Output the lines exactly, from the one where "Write the React, TypeScript" appears through the one where "const footerLinks = ['About" appears. Images are left out.

**Exercise material:**
----------------------------------------

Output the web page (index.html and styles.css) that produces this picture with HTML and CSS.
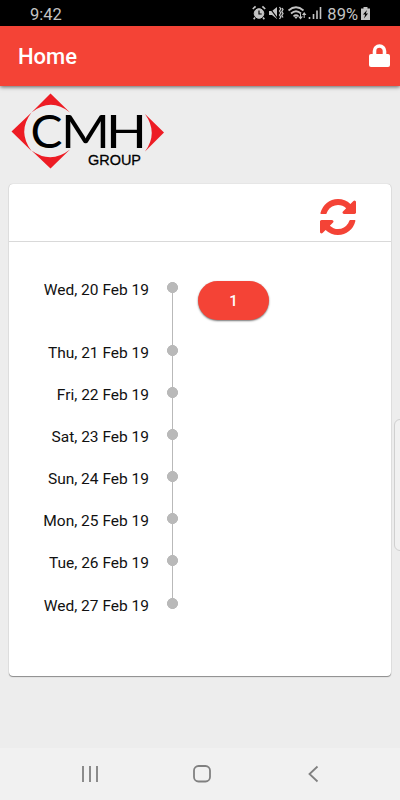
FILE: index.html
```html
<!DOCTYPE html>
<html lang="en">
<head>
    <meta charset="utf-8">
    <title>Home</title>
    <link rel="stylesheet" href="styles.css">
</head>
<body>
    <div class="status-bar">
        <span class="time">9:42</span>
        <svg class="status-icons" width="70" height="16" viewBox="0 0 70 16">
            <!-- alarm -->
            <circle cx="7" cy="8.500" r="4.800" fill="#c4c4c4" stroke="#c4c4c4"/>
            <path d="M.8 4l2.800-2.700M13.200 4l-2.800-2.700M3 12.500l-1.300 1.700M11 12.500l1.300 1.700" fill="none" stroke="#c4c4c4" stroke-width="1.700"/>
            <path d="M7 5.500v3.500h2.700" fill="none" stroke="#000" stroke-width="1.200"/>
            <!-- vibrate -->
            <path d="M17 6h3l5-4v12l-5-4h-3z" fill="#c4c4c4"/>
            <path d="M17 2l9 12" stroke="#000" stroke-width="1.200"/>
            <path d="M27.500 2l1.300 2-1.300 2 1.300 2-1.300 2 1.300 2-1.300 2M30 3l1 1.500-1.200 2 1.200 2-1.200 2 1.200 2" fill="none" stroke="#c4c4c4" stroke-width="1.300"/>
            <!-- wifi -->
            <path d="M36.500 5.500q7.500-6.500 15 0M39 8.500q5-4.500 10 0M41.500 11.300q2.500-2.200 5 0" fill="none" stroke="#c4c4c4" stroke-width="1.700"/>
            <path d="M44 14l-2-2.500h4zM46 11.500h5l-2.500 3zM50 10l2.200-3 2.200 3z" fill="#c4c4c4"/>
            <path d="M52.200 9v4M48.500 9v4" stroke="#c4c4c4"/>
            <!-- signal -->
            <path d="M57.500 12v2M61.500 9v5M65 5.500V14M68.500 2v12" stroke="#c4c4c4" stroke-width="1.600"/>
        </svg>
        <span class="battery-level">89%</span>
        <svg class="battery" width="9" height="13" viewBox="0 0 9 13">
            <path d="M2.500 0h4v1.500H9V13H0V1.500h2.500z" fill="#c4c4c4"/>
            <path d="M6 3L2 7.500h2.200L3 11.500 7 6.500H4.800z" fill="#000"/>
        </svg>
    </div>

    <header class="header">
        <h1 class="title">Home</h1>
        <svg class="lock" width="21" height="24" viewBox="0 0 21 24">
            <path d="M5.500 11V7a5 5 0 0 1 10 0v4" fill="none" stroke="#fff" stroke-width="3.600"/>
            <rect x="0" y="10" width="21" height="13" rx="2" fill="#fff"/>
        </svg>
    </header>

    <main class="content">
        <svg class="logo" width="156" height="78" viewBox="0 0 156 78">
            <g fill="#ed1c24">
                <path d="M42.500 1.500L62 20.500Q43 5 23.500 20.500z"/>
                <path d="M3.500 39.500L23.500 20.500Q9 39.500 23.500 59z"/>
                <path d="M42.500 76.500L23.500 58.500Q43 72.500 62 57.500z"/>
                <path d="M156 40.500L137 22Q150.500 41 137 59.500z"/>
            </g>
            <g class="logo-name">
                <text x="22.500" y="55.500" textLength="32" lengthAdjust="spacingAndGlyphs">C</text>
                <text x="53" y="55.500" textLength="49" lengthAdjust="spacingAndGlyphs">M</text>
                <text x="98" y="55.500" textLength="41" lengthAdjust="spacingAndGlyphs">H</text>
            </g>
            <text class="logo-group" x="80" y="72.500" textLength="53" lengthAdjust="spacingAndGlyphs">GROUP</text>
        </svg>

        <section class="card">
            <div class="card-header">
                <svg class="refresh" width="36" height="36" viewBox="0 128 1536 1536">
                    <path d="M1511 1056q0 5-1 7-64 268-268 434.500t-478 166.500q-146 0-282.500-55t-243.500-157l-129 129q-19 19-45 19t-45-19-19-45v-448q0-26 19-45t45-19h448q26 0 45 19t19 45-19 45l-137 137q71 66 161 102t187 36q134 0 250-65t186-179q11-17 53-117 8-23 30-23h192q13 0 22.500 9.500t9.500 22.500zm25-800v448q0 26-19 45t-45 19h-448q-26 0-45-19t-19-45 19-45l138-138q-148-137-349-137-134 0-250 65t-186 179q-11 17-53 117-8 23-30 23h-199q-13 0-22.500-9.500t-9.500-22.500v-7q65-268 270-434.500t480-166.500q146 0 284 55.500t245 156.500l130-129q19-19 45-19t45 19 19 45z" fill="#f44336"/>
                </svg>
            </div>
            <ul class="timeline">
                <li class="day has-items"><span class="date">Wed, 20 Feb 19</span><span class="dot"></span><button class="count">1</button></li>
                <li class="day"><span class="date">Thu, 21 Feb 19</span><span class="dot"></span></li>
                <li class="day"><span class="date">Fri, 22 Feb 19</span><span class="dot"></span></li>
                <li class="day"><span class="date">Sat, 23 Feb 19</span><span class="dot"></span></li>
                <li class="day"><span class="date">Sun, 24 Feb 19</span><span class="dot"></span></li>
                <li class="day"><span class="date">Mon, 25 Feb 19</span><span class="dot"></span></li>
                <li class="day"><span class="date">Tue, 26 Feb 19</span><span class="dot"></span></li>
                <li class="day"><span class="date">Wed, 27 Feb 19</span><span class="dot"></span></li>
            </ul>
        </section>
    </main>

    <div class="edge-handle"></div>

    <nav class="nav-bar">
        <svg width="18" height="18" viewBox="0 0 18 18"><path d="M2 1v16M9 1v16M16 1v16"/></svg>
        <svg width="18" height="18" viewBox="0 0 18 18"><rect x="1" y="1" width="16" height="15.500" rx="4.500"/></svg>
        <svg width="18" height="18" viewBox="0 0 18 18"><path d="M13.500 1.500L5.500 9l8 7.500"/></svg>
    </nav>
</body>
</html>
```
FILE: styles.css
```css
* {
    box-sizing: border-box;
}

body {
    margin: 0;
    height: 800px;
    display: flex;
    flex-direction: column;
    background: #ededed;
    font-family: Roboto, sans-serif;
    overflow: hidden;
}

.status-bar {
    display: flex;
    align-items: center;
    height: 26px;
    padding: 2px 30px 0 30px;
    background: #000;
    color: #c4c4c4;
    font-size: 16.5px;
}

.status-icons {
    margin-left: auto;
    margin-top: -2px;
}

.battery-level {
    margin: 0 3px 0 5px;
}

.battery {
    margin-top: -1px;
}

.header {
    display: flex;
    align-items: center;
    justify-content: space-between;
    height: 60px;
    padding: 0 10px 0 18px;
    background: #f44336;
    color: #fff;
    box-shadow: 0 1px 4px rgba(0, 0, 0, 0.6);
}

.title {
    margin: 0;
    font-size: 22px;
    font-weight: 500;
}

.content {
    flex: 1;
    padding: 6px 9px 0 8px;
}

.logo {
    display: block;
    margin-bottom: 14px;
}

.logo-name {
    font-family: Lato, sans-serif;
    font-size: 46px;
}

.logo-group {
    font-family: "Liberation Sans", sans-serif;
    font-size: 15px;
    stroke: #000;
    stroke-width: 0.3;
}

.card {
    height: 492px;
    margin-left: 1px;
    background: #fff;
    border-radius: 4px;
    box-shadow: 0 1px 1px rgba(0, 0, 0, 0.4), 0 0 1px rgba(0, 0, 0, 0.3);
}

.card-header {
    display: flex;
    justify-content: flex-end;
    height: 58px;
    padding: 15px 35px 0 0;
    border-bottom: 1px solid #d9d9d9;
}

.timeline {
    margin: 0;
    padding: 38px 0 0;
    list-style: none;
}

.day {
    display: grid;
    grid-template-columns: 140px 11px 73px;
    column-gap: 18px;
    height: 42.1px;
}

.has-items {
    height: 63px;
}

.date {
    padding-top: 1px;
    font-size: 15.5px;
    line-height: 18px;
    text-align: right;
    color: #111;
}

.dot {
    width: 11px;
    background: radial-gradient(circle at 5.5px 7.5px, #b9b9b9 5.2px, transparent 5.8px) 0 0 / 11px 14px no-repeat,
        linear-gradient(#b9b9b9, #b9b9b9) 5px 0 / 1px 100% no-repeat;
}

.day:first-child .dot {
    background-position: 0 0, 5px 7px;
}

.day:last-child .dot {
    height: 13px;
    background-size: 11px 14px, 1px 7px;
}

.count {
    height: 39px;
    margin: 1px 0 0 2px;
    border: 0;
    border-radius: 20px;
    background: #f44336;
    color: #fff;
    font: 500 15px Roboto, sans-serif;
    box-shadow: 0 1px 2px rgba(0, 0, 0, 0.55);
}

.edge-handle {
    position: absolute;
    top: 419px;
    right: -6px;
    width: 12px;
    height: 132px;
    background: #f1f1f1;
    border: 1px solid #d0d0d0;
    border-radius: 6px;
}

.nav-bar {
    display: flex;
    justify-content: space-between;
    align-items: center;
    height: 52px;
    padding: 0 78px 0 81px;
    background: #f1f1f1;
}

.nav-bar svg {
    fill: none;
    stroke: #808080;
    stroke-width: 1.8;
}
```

----------------------------------------

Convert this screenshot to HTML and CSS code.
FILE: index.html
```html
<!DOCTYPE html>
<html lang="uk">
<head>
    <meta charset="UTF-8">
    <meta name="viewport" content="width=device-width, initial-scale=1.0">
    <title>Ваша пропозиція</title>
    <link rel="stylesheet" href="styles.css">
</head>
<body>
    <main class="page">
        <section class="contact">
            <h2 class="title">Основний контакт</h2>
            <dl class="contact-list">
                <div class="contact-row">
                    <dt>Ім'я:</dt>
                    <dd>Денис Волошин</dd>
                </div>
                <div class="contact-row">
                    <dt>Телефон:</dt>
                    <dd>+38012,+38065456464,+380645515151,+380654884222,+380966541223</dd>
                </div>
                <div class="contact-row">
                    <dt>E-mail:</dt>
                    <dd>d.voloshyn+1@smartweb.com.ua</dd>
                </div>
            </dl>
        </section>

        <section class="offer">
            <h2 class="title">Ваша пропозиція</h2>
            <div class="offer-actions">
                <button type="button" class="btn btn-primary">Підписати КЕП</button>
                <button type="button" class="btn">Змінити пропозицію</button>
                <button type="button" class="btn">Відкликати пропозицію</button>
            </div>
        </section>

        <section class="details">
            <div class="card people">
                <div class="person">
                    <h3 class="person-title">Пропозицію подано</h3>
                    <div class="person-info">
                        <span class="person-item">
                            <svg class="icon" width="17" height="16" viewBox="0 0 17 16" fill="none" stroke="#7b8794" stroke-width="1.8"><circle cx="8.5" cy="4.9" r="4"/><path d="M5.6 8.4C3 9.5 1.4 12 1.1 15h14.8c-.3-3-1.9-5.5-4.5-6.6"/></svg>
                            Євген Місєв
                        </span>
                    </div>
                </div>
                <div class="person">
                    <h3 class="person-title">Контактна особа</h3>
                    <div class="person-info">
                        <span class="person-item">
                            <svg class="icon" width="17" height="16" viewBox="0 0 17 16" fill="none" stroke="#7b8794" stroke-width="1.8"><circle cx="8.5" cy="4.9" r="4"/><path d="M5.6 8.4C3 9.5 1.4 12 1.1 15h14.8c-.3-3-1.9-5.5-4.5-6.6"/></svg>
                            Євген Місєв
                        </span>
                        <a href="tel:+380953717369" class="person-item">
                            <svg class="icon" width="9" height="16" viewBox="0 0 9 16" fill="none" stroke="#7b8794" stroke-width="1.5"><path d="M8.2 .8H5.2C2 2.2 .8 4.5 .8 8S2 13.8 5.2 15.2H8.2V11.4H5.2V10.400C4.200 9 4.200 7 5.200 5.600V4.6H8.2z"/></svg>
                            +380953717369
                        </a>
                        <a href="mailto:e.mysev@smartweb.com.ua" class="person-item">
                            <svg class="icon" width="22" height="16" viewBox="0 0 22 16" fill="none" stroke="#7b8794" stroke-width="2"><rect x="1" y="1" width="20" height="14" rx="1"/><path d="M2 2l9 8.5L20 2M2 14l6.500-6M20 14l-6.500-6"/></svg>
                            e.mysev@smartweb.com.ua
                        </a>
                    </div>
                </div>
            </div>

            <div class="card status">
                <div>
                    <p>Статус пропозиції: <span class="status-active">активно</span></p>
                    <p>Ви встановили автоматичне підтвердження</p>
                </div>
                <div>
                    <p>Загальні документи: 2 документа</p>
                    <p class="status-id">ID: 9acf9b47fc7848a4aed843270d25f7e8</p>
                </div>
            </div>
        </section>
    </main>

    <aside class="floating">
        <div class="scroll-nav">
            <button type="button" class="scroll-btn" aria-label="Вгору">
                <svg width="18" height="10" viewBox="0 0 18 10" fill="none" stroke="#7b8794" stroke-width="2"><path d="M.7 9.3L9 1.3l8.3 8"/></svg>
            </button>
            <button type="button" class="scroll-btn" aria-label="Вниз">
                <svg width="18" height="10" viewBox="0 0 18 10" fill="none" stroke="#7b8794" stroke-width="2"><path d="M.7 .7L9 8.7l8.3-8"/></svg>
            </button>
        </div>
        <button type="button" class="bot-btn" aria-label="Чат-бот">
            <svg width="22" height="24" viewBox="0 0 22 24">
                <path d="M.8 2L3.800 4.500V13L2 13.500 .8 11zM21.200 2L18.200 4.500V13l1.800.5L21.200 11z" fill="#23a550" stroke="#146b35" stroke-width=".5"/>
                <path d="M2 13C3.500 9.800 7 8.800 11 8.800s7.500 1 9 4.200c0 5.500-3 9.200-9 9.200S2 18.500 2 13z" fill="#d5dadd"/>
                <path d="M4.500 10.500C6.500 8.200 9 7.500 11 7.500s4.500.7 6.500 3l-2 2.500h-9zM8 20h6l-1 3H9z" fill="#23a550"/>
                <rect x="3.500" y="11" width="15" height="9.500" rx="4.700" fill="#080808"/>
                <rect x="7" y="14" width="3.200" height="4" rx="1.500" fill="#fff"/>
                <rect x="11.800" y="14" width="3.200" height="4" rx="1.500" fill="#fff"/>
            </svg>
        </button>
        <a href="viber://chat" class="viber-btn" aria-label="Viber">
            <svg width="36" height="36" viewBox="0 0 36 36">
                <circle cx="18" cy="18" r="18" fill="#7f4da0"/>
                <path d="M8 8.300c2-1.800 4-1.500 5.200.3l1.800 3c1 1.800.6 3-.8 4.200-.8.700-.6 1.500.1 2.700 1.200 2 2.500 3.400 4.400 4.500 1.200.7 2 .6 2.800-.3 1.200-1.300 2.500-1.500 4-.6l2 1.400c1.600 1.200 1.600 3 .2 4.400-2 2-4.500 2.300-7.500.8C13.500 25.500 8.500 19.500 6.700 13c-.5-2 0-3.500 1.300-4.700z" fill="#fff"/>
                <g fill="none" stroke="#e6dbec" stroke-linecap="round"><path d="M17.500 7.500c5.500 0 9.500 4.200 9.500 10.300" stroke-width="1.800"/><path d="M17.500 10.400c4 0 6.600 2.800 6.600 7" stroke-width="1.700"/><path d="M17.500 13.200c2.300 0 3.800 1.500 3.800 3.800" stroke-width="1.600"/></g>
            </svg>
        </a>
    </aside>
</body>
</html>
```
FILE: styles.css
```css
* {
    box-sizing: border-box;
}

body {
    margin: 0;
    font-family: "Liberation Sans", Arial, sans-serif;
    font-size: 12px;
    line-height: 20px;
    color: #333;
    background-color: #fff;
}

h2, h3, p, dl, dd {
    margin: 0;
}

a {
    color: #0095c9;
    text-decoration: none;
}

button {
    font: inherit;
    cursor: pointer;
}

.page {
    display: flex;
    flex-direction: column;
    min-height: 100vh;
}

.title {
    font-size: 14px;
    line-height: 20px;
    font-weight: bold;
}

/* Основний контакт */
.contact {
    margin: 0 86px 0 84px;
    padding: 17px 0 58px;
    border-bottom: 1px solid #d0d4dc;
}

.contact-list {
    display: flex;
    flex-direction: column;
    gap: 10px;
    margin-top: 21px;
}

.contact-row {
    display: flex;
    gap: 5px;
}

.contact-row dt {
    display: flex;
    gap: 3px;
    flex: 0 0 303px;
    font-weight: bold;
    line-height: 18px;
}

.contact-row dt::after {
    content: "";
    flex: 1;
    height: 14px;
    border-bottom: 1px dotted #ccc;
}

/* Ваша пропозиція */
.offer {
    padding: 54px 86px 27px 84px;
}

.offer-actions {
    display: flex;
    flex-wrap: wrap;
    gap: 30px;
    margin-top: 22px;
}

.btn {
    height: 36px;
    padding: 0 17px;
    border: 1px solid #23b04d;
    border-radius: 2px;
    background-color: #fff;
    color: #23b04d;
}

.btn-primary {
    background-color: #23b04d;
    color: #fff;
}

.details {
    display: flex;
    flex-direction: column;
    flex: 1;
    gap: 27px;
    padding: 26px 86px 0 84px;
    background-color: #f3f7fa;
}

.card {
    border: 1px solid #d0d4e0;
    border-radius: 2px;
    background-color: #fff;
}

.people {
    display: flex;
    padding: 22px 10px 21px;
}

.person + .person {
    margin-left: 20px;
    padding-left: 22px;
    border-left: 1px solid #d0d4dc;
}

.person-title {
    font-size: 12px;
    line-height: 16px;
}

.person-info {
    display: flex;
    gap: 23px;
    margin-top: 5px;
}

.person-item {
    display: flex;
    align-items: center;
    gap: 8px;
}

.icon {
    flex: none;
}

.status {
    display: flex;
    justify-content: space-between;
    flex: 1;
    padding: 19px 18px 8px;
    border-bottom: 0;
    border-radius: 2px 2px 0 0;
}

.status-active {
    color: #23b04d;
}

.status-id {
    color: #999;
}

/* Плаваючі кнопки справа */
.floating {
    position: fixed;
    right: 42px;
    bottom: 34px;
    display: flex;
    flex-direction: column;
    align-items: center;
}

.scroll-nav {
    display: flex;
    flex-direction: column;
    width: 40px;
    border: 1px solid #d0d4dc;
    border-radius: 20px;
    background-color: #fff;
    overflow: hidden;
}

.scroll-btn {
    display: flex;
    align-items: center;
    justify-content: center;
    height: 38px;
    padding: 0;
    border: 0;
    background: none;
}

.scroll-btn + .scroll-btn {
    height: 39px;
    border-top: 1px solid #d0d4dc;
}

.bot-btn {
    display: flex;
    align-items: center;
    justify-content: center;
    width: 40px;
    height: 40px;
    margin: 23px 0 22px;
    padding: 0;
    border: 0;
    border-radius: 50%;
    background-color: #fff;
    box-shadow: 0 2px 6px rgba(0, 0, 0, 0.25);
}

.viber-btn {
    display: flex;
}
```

----------------------------------------

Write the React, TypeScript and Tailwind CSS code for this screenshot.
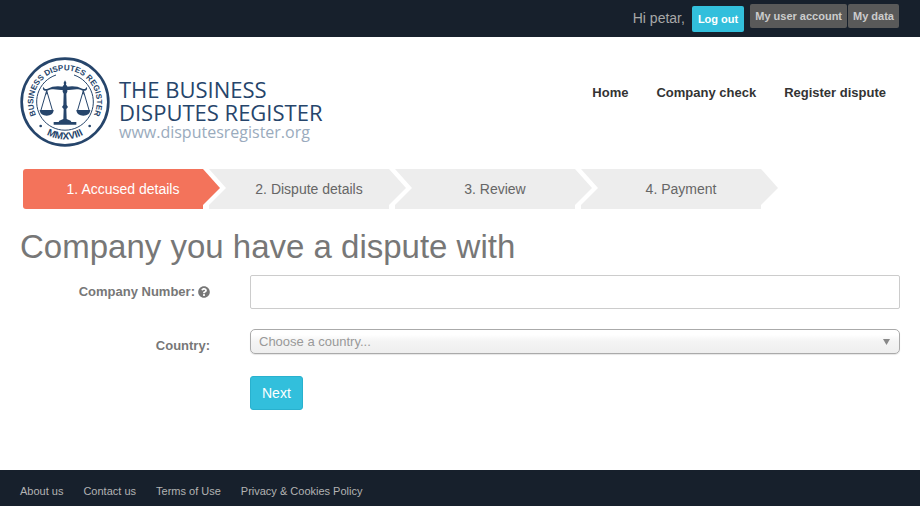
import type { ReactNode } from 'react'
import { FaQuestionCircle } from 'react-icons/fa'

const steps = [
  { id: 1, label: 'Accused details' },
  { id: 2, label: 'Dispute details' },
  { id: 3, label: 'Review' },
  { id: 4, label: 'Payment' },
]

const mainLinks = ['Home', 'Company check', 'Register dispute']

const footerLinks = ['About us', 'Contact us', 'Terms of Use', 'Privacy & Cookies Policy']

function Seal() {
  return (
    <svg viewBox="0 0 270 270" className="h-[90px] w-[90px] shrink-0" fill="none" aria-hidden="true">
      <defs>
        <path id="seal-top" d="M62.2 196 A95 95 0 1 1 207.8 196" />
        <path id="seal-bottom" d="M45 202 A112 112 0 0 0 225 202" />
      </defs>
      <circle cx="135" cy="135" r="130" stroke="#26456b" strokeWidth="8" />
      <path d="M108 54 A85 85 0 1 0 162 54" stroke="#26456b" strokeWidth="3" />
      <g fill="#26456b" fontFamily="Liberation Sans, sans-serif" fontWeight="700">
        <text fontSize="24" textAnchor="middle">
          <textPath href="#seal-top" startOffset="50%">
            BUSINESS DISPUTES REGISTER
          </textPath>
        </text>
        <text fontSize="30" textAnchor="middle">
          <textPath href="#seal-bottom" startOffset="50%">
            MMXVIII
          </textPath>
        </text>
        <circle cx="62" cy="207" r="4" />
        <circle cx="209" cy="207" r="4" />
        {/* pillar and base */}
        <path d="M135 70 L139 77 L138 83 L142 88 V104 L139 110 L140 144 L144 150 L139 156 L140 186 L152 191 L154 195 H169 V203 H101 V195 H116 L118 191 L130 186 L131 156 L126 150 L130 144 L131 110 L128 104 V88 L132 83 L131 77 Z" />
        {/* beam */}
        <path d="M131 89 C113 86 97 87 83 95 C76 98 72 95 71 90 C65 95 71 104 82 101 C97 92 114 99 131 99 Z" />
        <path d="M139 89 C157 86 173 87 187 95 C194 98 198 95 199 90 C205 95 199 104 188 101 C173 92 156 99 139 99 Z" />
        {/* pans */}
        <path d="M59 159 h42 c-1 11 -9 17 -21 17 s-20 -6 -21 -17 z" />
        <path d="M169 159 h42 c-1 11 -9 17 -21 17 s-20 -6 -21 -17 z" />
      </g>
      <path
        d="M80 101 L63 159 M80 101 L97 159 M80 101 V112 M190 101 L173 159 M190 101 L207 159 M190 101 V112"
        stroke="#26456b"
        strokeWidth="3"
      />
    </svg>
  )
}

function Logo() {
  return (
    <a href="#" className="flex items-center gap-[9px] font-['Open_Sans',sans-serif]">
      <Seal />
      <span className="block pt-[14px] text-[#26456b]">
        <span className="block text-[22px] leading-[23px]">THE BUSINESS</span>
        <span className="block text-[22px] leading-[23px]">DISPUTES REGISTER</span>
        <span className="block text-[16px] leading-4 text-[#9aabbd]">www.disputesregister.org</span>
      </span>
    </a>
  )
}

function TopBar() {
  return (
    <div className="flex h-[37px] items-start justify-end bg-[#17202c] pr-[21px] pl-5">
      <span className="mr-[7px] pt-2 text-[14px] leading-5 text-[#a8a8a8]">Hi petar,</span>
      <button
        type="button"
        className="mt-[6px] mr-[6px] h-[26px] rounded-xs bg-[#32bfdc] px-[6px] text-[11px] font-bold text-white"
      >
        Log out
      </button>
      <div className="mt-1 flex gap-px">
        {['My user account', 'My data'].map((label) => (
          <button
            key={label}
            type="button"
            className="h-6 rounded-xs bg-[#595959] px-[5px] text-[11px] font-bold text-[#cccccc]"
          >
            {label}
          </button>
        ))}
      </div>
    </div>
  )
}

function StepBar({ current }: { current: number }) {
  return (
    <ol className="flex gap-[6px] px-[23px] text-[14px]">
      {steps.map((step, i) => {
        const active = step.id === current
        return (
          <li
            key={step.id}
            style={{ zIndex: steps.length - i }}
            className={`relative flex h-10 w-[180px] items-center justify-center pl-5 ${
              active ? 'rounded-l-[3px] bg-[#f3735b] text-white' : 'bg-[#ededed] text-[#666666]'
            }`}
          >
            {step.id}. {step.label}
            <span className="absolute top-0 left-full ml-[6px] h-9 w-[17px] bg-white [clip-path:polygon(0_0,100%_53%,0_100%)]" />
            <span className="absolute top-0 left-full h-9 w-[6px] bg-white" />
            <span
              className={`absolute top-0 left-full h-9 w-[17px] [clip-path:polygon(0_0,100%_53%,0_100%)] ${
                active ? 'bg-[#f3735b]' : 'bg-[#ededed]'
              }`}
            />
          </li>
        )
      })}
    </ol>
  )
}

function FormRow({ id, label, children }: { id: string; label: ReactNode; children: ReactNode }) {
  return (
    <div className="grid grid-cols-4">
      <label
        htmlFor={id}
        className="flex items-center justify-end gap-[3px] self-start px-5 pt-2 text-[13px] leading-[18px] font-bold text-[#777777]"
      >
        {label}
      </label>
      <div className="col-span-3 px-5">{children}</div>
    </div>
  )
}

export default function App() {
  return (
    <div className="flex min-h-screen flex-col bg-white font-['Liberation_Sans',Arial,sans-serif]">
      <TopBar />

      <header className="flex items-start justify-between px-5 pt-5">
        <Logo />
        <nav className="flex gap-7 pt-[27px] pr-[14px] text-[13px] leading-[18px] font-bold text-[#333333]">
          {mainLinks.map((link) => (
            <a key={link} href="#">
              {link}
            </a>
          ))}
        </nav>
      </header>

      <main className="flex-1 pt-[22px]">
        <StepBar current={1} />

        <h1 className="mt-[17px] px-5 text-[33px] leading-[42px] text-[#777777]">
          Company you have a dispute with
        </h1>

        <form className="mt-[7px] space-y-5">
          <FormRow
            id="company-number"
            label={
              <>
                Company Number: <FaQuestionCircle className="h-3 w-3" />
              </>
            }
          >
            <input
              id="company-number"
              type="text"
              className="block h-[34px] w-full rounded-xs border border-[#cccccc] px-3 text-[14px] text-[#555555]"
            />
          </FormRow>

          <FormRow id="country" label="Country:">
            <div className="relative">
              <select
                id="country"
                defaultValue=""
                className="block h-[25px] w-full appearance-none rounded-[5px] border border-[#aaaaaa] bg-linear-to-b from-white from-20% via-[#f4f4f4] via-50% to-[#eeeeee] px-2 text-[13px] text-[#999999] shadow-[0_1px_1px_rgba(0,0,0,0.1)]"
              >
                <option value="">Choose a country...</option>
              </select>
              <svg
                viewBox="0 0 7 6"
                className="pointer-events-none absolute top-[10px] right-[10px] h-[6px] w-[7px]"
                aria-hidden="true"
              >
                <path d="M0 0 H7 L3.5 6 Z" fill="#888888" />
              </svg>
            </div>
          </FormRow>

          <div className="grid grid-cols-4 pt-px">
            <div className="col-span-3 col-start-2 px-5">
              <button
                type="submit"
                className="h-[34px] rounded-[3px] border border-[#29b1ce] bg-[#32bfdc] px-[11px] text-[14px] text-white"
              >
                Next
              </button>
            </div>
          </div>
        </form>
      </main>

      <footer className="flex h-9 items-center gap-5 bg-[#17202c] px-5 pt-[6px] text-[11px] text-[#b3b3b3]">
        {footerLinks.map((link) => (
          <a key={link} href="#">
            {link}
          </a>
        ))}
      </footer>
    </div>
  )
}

----------------------------------------

**Output of the exercise:**
Write the React, TypeScript and Tailwind CSS code for this screenshot.
import type { ReactNode } from 'react'
import { FaQuestionCircle } from 'react-icons/fa'

const steps = [
  { id: 1, label: 'Accused details' },
  { id: 2, label: 'Dispute details' },
  { id: 3, label: 'Review' },
  { id: 4, label: 'Payment' },
]

const mainLinks = ['Home', 'Company check', 'Register dispute']

const footerLinks = ['About us', 'Contact us', 'Terms of Use', 'Privacy & Cookies Policy']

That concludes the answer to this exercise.